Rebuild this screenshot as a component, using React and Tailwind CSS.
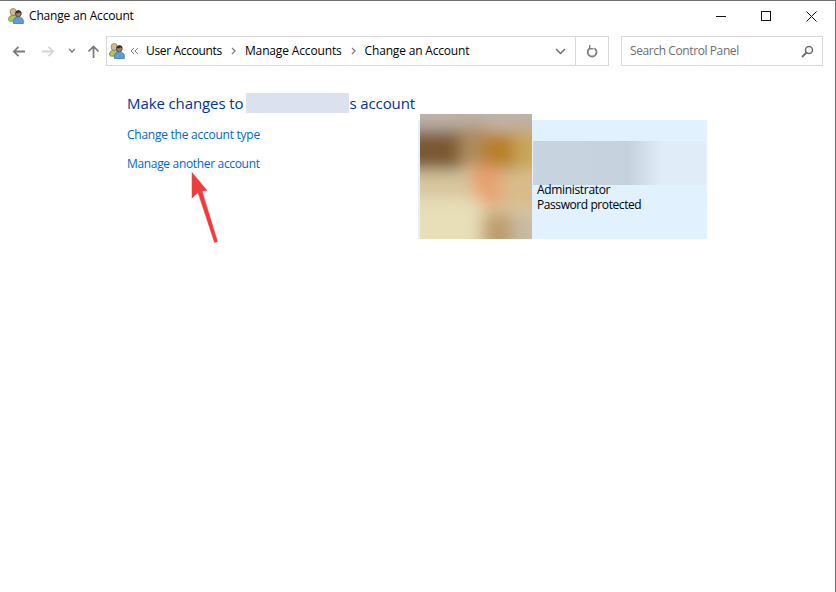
const font = { fontFamily: '"Open Sans", "Noto Sans", sans-serif' };

function UsersIcon() {
  return (
    <svg width="16" height="16" viewBox="0 0 17 17" className="shrink-0">
      <ellipse cx="5.500" cy="4.200" rx="3.300" ry="3.700" fill="#d5b88e" stroke="#87904f" strokeWidth="0.900" />
      <path d="M0.500 12.500c0-3.500 2.200-4.700 5-4.700s4.500 1.200 4.500 3v3.200H1.500z" fill="#a8c466" stroke="#6d8a45" strokeWidth="0.800" />
      <ellipse cx="11" cy="6" rx="3" ry="3.400" fill="#a57f5f" stroke="#3c3a3a" strokeWidth="0.900" />
      <path d="M11 2.800c-2 0-3.200 1.300-3.200 2.800 1.600.2 3.600-.2 4.500-1.200.6.800 1 1 1.900 1C14.200 3.900 13 2.800 11 2.800z" fill="#2f2c2c" />
      <path d="M5.800 16.500v-2.500c0-3 2-4.300 5.200-4.300s5.300 1.300 5.300 4.300v2.500z" fill="#5c9ed6" stroke="#3a6ea5" strokeWidth="0.800" />
    </svg>
  );
}

function Arrow({ d, stroke = "#7a7a7a" }) {
  return (
    <svg width="13" height="13" viewBox="0 0 14 14" fill="none" stroke={stroke} strokeWidth="1.900">
      <path d={d} />
    </svg>
  );
}

function Sep() {
  return (
    <svg width="5" height="8" viewBox="0 0 5 8" fill="none" stroke="#7d7d7d" strokeWidth="1.300" className="mx-[9px] shrink-0">
      <path d="M1 1l3 3-3 3" />
    </svg>
  );
}

function Photo() {
  return (
    <svg width="112" height="125" viewBox="0 0 112 125" className="block shrink-0 -mt-[6px] relative">
      <defs>
        <filter id="b" x="-20%" y="-20%" width="140%" height="140%">
          <feGaussianBlur stdDeviation="8" />
        </filter>
        <clipPath id="c"><rect width="112" height="125" /></clipPath>
      </defs>
      <g clipPath="url(#c)">
        <rect width="112" height="125" fill="#dccfae" />
        <g filter="url(#b)">
          <rect x="-20" y="-20" width="152" height="36" fill="#bdb2a6" />
          <rect x="-20" y="16" width="64" height="40" fill="#7a5830" />
          <rect x="40" y="12" width="26" height="40" fill="#ad8c5e" />
          <rect x="62" y="18" width="34" height="38" fill="#b87e28" />
          <rect x="94" y="16" width="30" height="40" fill="#c9a658" />
          <rect x="-20" y="58" width="72" height="24" fill="#d6c59c" />
          <rect x="52" y="52" width="28" height="40" fill="#e8a070" />
          <rect x="80" y="58" width="44" height="36" fill="#d8bb8a" />
          <rect x="-20" y="84" width="82" height="60" fill="#e8deb8" />
          <rect x="62" y="100" width="30" height="40" fill="#bd9c6c" />
          <rect x="92" y="100" width="30" height="40" fill="#c8b9a2" />
        </g>
      </g>
    </svg>
  );
}

export default function App() {
  return (
    <div style={font} className="relative w-[836px] h-[592px] overflow-hidden bg-white border-t border-r border-[#6f6f6f] text-[12px] text-black">
      {/* Title bar */}
      <div className="flex items-center h-[30px] pl-2">
        <UsersIcon />
        <span className="ml-[5px] tracking-[-0.18px]">Change an Account</span>
        <div className="ml-auto flex items-center pr-[18px] gap-[35px]">
          <svg width="10" height="10" viewBox="0 0 10 10" stroke="#111" fill="none"><path d="M0 5.500h10" /></svg>
          <svg width="10" height="10" viewBox="0 0 10 10" stroke="#111" fill="none"><rect x="0.500" y="0.500" width="9" height="9" /></svg>
          <svg width="11" height="11" viewBox="0 0 11 11" stroke="#111" fill="none"><path d="M0.500 0.500l10 10M10.500 0.500l-10 10" /></svg>
        </div>
      </div>

      {/* Nav row */}
      <div className="flex items-center h-[30px] mt-[5px] pr-[12px]">
        <div className="flex items-center w-[106px] pl-[12px] shrink-0">
          <Arrow d="M7 2L2 7l5 5M2 7h12" />
          <span className="w-[17px]" />
          <Arrow d="M7 2l5 5-5 5M12 7H0" stroke="#d3d3d3" />
          <span className="w-[13px]" />
          <svg width="8" height="6" viewBox="0 0 8 6" fill="none" stroke="#7a7a7a" strokeWidth="1.400"><path d="M1 1l3 3 3-3" /></svg>
          <span className="w-[11px]" />
          <Arrow d="M1.500 7l5.500-5.500 5.500 5.500M7 2v12" />
        </div>
        <div className="flex items-center h-full w-[503px] border border-[#d9d9d9] pl-[2px] shrink-0">
          <UsersIcon />
          <svg width="9" height="8" viewBox="0 0 9 8" fill="none" stroke="#7d7d7d" className="ml-[5px] mr-[7px] shrink-0"><path d="M4 1L1 4l3 3M8 1L5 4l3 3" /></svg>
          <span className="tracking-[-0.33px]">User Accounts</span>
          <Sep />
          <span className="tracking-[-0.15px]">Manage Accounts</span>
          <Sep />
          <span className="tracking-[-0.18px]">Change an Account</span>
          <svg width="11" height="7" viewBox="0 0 11 7" fill="none" stroke="#6f6f6f" strokeWidth="1.500" className="ml-auto mr-[9px]"><path d="M1 1l4.500 4.500L10 1" /></svg>
          <div className="flex items-center justify-center w-[33px] h-full border-l border-[#d9d9d9]">
            <svg width="12" height="14" viewBox="0 0 13 14" fill="none" stroke="#808080" strokeWidth="2">
              <path d="M3.500 4.500A4.800 4.800 0 1 0 9 4" />
              <path d="M4 .5v4h4" strokeWidth="1.500" />
            </svg>
          </div>
        </div>
        <div className="flex items-center h-full ml-auto w-[202px] border border-[#d9d9d9] pl-[8px] pr-[8px] text-[#6d6d6d]">
          <span className="tracking-[-0.4px]">Search Control Panel</span>
          <svg width="13" height="13" viewBox="0 0 13 13" fill="none" stroke="#6f6f6f" className="ml-auto">
            <circle cx="8" cy="5" r="3.500" strokeWidth="1.500" />
            <path d="M5.500 7.500L1 12" strokeWidth="2" />
          </svg>
        </div>
      </div>

      {/* Content */}
      <div className="flex pt-[26px] pl-[127px]">
        <div className="w-[291px] shrink-0">
          <div className="flex items-center h-[22px] text-[15px] text-[#003399] tracking-[-0.1px] whitespace-nowrap">
            <span>Make changes to</span>
            <span className="w-[103px] h-[20px] ml-[3px] bg-[#dbe1ef] shrink-0" />
            <span>s account</span>
          </div>
          <a className="block mt-[12px] leading-[18px] text-[#0066cc] tracking-[-0.25px]">Change the account type</a>
          <a className="block mt-[11px] leading-[18px] text-[#0066cc] tracking-[-0.33px]">Manage another account</a>
        </div>
        <div className="flex w-[289px] h-[119px] mt-[28px] pl-[2px] bg-[#e2f1fe] shrink-0">
          <Photo />
          <div className="flex-1 pt-[21px] pl-[1px] pr-[2px]">
            <div className="h-[44px] bg-gradient-to-r from-[#c8d4df] via-[#c5d2dd] via-55% to-[#e0edf8] to-75%" />
            <div className="pl-[4px] leading-[15px] -mt-[3px]">
              <div className="tracking-[-0.33px]">Administrator</div>
              <div className="tracking-[-0.42px]">Password protected</div>
            </div>
          </div>
        </div>
      </div>

      {/* Annotation arrow */}
      <svg className="absolute left-[185px] top-[166px]" width="40" height="80" viewBox="0 0 40 80">
        <path d="M7 5.500L7 31 13 25.500 29.500 75.500 32.500 74.500 17 24 22 23.500z" fill="#ef3d3d" stroke="#ef3d3d" strokeWidth="0.500" />
      </svg>
    </div>
  );
}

──────────

Challenge: Reproduce the material word for word, minus the images.

Task output:
Rebuild this screenshot as a component, using React and Tailwind CSS.
const font = { fontFamily: '"Open Sans", "Noto Sans", sans-serif' };

function UsersIcon() {
  return (
    <svg width="16" height="16" viewBox="0 0 17 17" className="shrink-0">
      <ellipse cx="5.500" cy="4.200" rx="3.300" ry="3.700" fill="#d5b88e" stroke="#87904f" strokeWidth="0.900" />
      <path d="M0.500 12.500c0-3.500 2.200-4.700 5-4.700s4.500 1.200 4.500 3v3.200H1.500z" fill="#a8c466" stroke="#6d8a45" strokeWidth="0.800" />
      <ellipse cx="11" cy="6" rx="3" ry="3.400" fill="#a57f5f" stroke="#3c3a3a" strokeWidth="0.900" />
      <path d="M11 2.800c-2 0-3.200 1.300-3.200 2.800 1.600.2 3.600-.2 4.500-1.200.6.800 1 1 1.900 1C14.200 3.900 13 2.800 11 2.800z" fill="#2f2c2c" />
      <path d="M5.800 16.500v-2.500c0-3 2-4.300 5.200-4.300s5.300 1.300 5.300 4.300v2.500z" fill="#5c9ed6" stroke="#3a6ea5" strokeWidth="0.800" />
    </svg>
  );
}

function Arrow({ d, stroke = "#7a7a7a" }) {
  return (
    <svg width="13" height="13" viewBox="0 0 14 14" fill="none" stroke={stroke} strokeWidth="1.900">
      <path d={d} />
    </svg>
  );
}

function Sep() {
  return (
    <svg width="5" height="8" viewBox="0 0 5 8" fill="none" stroke="#7d7d7d" strokeWidth="1.300" className="mx-[9px] shrink-0">
      <path d="M1 1l3 3-3 3" />
    </svg>
  );
}

function Photo() {
  return (
    <svg width="112" height="125" viewBox="0 0 112 125" className="block shrink-0 -mt-[6px] relative">
      <defs>
        <filter id="b" x="-20%" y="-20%" width="140%" height="140%">
          <feGaussianBlur stdDeviation="8" />
        </filter>
        <clipPath id="c"><rect width="112" height="125" /></clipPath>
      </defs>
      <g clipPath="url(#c)">
        <rect width="112" height="125" fill="#dccfae" />
        <g filter="url(#b)">
          <rect x="-20" y="-20" width="152" height="36" fill="#bdb2a6" />
          <rect x="-20" y="16" width="64" height="40" fill="#7a5830" />
          <rect x="40" y="12" width="26" height="40" fill="#ad8c5e" />
          <rect x="62" y="18" width="34" height="38" fill="#b87e28" />
          <rect x="94" y="16" width="30" height="40" fill="#c9a658" />
          <rect x="-20" y="58" width="72" height="24" fill="#d6c59c" />
          <rect x="52" y="52" width="28" height="40" fill="#e8a070" />
          <rect x="80" y="58" width="44" height="36" fill="#d8bb8a" />
          <rect x="-20" y="84" width="82" height="60" fill="#e8deb8" />
          <rect x="62" y="100" width="30" height="40" fill="#bd9c6c" />
          <rect x="92" y="100" width="30" height="40" fill="#c8b9a2" />
        </g>
      </g>
    </svg>
  );
}

export default function App() {
  return (
    <div style={font} className="relative w-[836px] h-[592px] overflow-hidden bg-white border-t border-r border-[#6f6f6f] text-[12px] text-black">
      {/* Title bar */}
      <div className="flex items-center h-[30px] pl-2">
        <UsersIcon />
        <span className="ml-[5px] tracking-[-0.18px]">Change an Account</span>
        <div className="ml-auto flex items-center pr-[18px] gap-[35px]">
          <svg width="10" height="10" viewBox="0 0 10 10" stroke="#111" fill="none"><path d="M0 5.500h10" /></svg>
          <svg width="10" height="10" viewBox="0 0 10 10" stroke="#111" fill="none"><rect x="0.500" y="0.500" width="9" height="9" /></svg>
          <svg width="11" height="11" viewBox="0 0 11 11" stroke="#111" fill="none"><path d="M0.500 0.500l10 10M10.500 0.500l-10 10" /></svg>
        </div>
      </div>

      {/* Nav row */}
      <div className="flex items-center h-[30px] mt-[5px] pr-[12px]">
        <div className="flex items-center w-[106px] pl-[12px] shrink-0">
          <Arrow d="M7 2L2 7l5 5M2 7h12" />
          <span className="w-[17px]" />
          <Arrow d="M7 2l5 5-5 5M12 7H0" stroke="#d3d3d3" />
          <span className="w-[13px]" />
          <svg width="8" height="6" viewBox="0 0 8 6" fill="none" stroke="#7a7a7a" strokeWidth="1.400"><path d="M1 1l3 3 3-3" /></svg>
          <span className="w-[11px]" />
          <Arrow d="M1.500 7l5.500-5.500 5.500 5.500M7 2v12" />
        </div>
        <div className="flex items-center h-full w-[503px] border border-[#d9d9d9] pl-[2px] shrink-0">
          <UsersIcon />
          <svg width="9" height="8" viewBox="0 0 9 8" fill="none" stroke="#7d7d7d" className="ml-[5px] mr-[7px] shrink-0"><path d="M4 1L1 4l3 3M8 1L5 4l3 3" /></svg>
          <span className="tracking-[-0.33px]">User Accounts</span>
          <Sep />
          <span className="tracking-[-0.15px]">Manage Accounts</span>
          <Sep />
          <span className="tracking-[-0.18px]">Change an Account</span>
          <svg width="11" height="7" viewBox="0 0 11 7" fill="none" stroke="#6f6f6f" strokeWidth="1.500" className="ml-auto mr-[9px]"><path d="M1 1l4.500 4.500L10 1" /></svg>
          <div className="flex items-center justify-center w-[33px] h-full border-l border-[#d9d9d9]">
            <svg width="12" height="14" viewBox="0 0 13 14" fill="none" stroke="#808080" strokeWidth="2">
              <path d="M3.500 4.500A4.800 4.800 0 1 0 9 4" />
              <path d="M4 .5v4h4" strokeWidth="1.500" />
            </svg>
          </div>
        </div>
        <div className="flex items-center h-full ml-auto w-[202px] border border-[#d9d9d9] pl-[8px] pr-[8px] text-[#6d6d6d]">
          <span className="tracking-[-0.4px]">Search Control Panel</span>
          <svg width="13" height="13" viewBox="0 0 13 13" fill="none" stroke="#6f6f6f" className="ml-auto">
            <circle cx="8" cy="5" r="3.500" strokeWidth="1.500" />
            <path d="M5.500 7.500L1 12" strokeWidth="2" />
          </svg>
        </div>
      </div>

      {/* Content */}
      <div className="flex pt-[26px] pl-[127px]">
        <div className="w-[291px] shrink-0">
          <div className="flex items-center h-[22px] text-[15px] text-[#003399] tracking-[-0.1px] whitespace-nowrap">
            <span>Make changes to</span>
            <span className="w-[103px] h-[20px] ml-[3px] bg-[#dbe1ef] shrink-0" />
            <span>s account</span>
          </div>
          <a className="block mt-[12px] leading-[18px] text-[#0066cc] tracking-[-0.25px]">Change the account type</a>
          <a className="block mt-[11px] leading-[18px] text-[#0066cc] tracking-[-0.33px]">Manage another account</a>
        </div>
        <div className="flex w-[289px] h-[119px] mt-[28px] pl-[2px] bg-[#e2f1fe] shrink-0">
          <Photo />
          <div className="flex-1 pt-[21px] pl-[1px] pr-[2px]">
            <div className="h-[44px] bg-gradient-to-r from-[#c8d4df] via-[#c5d2dd] via-55% to-[#e0edf8] to-75%" />
            <div className="pl-[4px] leading-[15px] -mt-[3px]">
              <div className="tracking-[-0.33px]">Administrator</div>
              <div className="tracking-[-0.42px]">Password protected</div>
            </div>
          </div>
        </div>
      </div>

      {/* Annotation arrow */}
      <svg className="absolute left-[185px] top-[166px]" width="40" height="80" viewBox="0 0 40 80">
        <path d="M7 5.500L7 31 13 25.500 29.500 75.500 32.500 74.500 17 24 22 23.500z" fill="#ef3d3d" stroke="#ef3d3d" strokeWidth="0.500" />
      </svg>
    </div>
  );
}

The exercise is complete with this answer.